Records to use |
○ ○ ○ ○ ○
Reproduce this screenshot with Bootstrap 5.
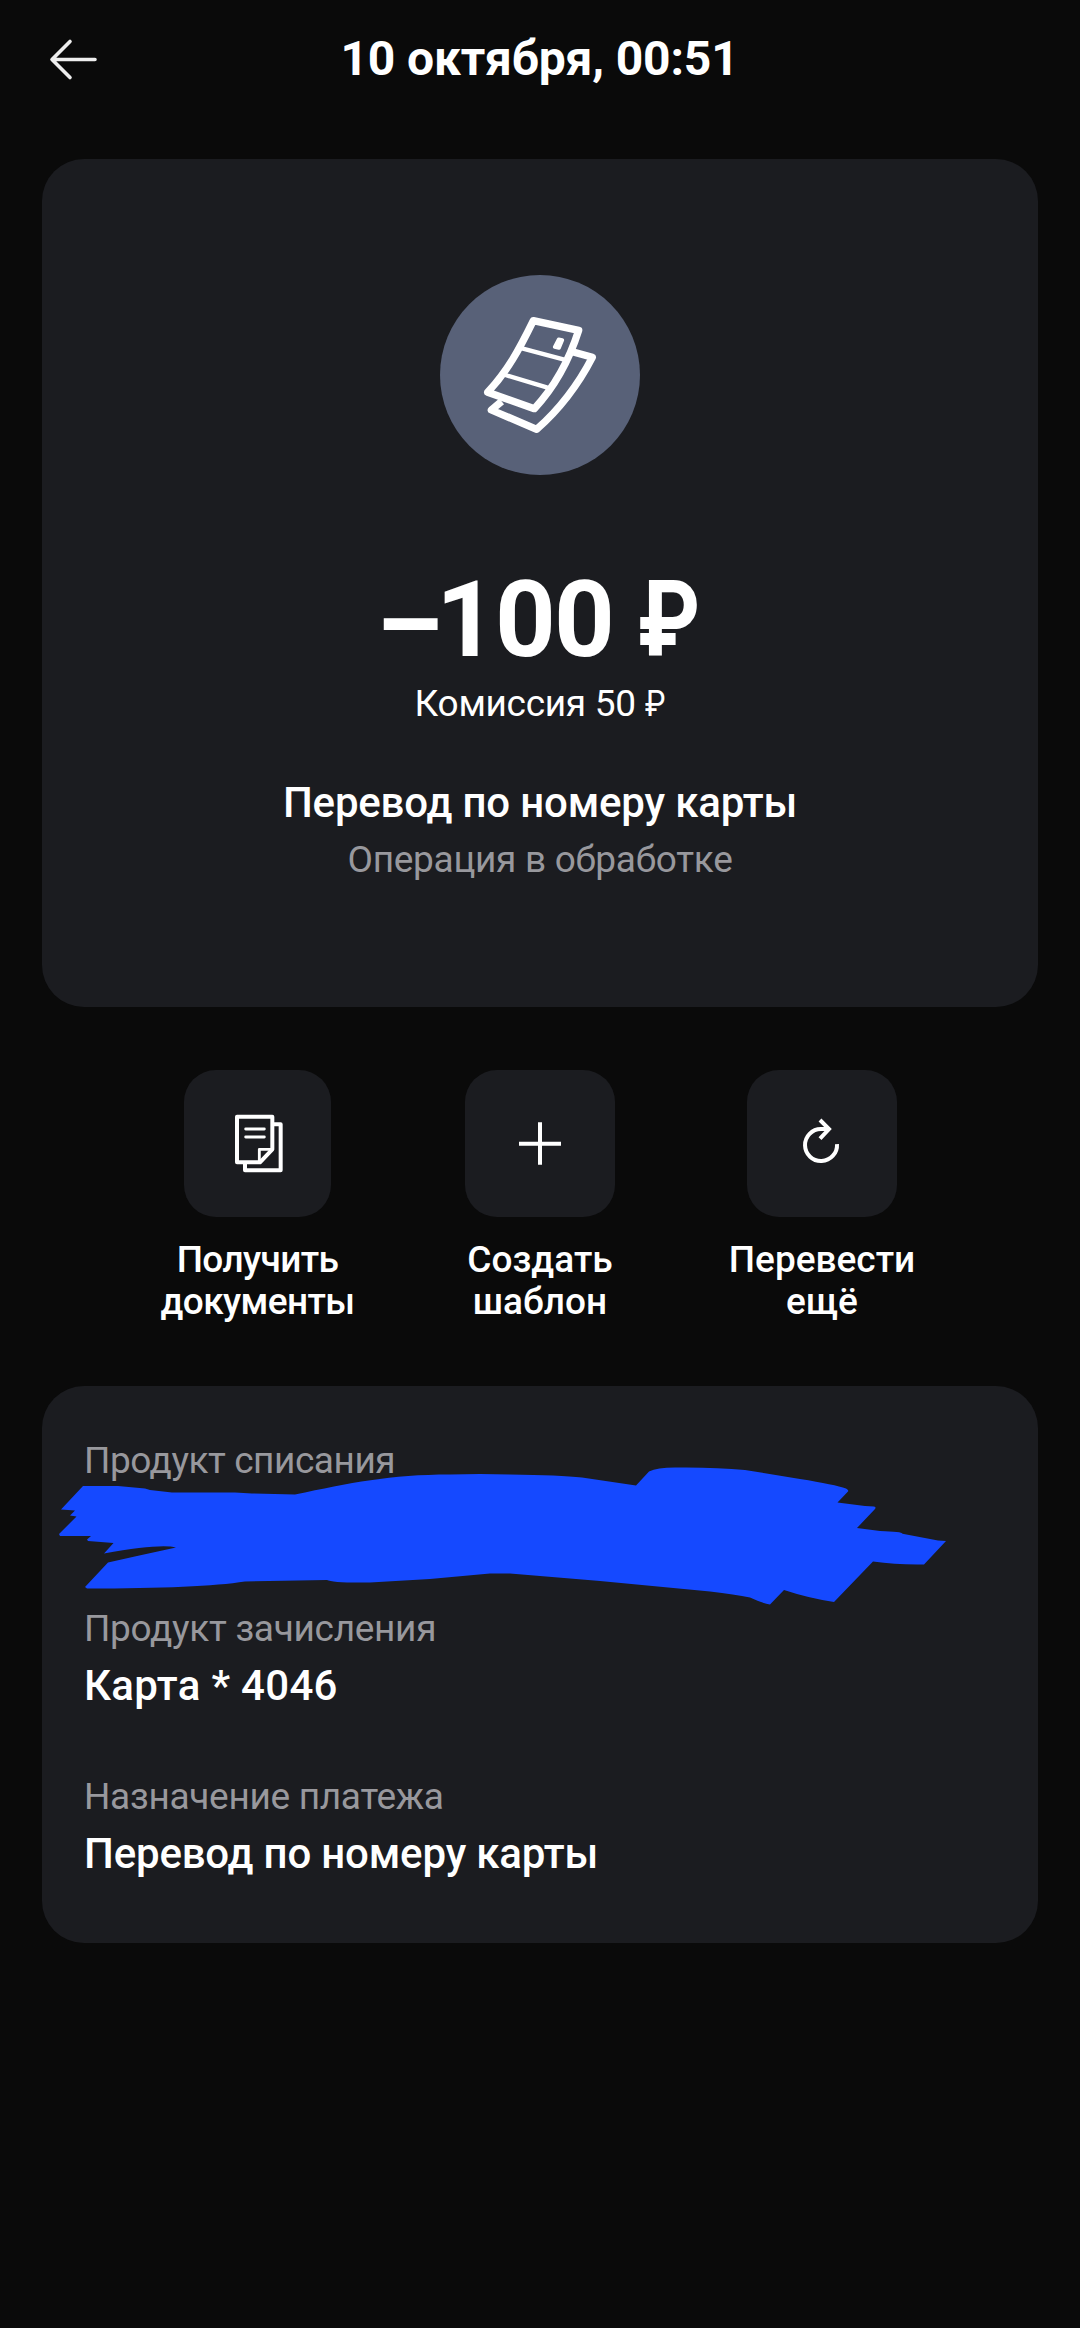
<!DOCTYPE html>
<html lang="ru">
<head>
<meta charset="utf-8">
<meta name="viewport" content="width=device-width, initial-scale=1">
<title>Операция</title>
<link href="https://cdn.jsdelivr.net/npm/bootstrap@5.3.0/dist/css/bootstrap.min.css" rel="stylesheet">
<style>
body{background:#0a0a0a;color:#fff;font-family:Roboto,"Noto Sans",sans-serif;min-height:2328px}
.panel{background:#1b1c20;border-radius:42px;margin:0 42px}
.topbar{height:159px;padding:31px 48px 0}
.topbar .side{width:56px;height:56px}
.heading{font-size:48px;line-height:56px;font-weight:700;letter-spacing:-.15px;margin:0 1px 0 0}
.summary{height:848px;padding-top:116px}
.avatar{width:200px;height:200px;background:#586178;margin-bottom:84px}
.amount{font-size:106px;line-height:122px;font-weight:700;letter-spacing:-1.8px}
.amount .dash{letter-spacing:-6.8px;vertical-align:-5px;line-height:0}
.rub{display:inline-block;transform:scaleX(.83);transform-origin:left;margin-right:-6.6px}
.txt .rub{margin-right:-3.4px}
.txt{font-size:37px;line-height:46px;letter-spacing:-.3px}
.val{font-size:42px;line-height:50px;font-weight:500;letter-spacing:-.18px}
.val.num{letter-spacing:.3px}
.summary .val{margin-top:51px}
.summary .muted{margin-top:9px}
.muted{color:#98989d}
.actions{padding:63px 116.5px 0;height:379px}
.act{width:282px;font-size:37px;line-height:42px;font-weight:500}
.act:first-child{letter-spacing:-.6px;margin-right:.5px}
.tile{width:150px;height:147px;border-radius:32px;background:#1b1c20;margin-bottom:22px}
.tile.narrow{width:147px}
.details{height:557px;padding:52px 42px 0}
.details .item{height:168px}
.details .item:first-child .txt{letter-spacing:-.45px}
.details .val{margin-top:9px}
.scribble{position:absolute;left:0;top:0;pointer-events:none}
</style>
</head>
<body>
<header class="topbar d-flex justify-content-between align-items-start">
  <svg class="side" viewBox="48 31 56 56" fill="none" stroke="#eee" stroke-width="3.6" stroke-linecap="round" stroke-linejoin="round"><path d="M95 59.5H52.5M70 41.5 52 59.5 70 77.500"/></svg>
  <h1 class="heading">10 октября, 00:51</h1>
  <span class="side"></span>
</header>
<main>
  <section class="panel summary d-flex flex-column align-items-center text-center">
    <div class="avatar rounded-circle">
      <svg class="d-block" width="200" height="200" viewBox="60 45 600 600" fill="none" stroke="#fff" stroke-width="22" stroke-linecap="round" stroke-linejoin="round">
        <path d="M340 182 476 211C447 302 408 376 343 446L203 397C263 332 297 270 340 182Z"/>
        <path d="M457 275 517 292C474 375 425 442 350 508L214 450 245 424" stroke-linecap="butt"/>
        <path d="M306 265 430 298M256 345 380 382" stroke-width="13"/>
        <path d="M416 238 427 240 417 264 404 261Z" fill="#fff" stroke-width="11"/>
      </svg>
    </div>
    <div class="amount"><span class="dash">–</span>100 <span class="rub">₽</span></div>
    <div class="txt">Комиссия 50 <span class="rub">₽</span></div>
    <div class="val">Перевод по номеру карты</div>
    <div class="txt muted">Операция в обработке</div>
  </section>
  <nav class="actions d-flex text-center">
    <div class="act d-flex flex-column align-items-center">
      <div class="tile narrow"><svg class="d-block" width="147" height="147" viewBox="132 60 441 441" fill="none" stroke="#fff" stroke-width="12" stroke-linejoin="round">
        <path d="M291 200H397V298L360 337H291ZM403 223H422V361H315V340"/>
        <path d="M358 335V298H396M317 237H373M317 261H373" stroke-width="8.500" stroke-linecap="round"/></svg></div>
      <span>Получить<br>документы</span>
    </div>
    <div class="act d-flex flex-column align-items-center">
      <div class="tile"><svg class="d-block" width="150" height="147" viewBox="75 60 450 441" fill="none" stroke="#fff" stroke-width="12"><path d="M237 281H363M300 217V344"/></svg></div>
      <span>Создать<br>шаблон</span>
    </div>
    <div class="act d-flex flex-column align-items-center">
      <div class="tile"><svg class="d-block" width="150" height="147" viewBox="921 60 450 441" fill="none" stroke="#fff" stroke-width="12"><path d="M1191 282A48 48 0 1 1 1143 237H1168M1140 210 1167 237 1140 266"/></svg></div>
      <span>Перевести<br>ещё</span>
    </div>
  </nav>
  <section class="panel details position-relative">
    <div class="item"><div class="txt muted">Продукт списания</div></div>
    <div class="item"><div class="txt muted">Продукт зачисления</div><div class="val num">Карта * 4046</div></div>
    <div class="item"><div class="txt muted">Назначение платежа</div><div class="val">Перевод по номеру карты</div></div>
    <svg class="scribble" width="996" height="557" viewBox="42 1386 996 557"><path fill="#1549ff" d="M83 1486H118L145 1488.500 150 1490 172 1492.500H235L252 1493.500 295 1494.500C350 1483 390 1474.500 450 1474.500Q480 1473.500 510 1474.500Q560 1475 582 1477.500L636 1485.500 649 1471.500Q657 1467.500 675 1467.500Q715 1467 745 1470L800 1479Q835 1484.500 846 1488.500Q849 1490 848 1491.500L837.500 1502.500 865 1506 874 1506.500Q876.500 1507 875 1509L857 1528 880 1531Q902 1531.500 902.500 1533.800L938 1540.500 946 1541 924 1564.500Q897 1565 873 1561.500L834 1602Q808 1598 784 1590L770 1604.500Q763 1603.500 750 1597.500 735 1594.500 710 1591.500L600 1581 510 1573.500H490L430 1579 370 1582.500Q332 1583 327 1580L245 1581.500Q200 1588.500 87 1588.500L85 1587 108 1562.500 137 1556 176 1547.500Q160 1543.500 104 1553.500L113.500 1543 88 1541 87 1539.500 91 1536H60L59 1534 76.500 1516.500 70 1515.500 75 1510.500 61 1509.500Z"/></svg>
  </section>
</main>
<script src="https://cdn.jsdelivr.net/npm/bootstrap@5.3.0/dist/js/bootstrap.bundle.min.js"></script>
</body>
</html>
○ ○ ○ ○ ○
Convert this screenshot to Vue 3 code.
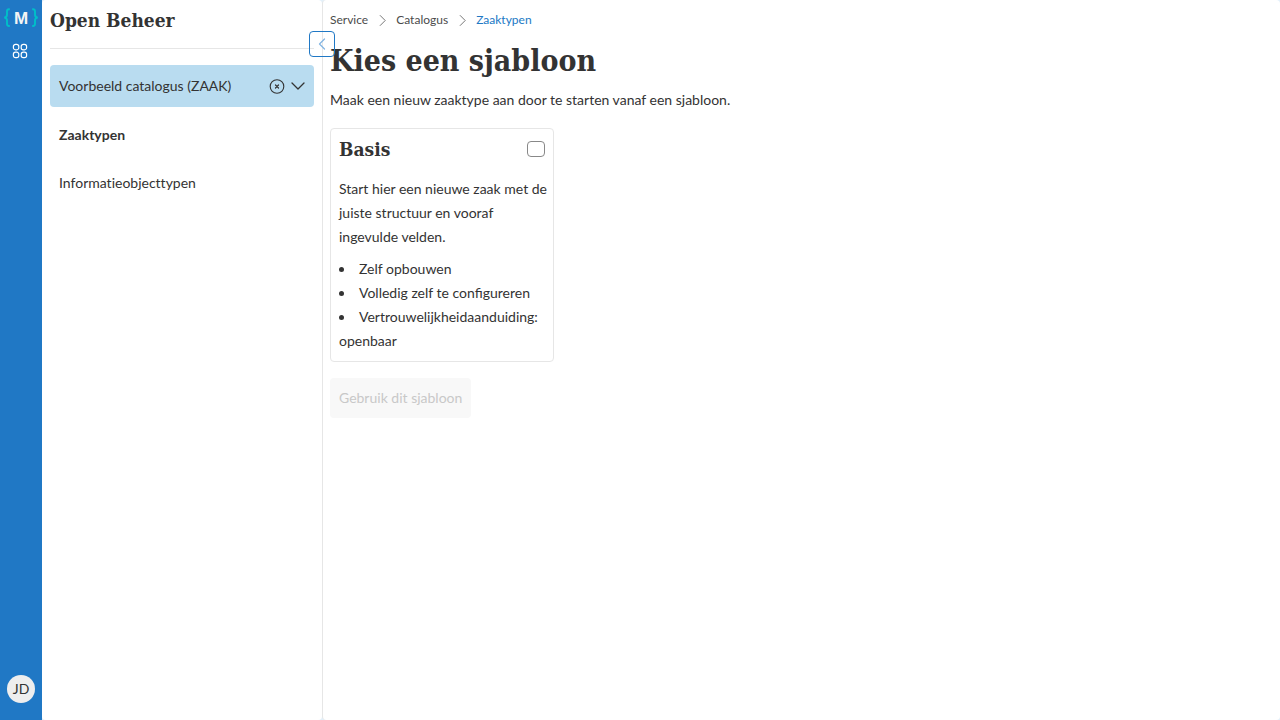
○ ○ ○ ○ ○
What needs to be done |
Gather all lines with the string "this" from the data.

Expected answer |
Reproduce this screenshot with Bootstrap 5.
Convert this screenshot to Vue 3 code.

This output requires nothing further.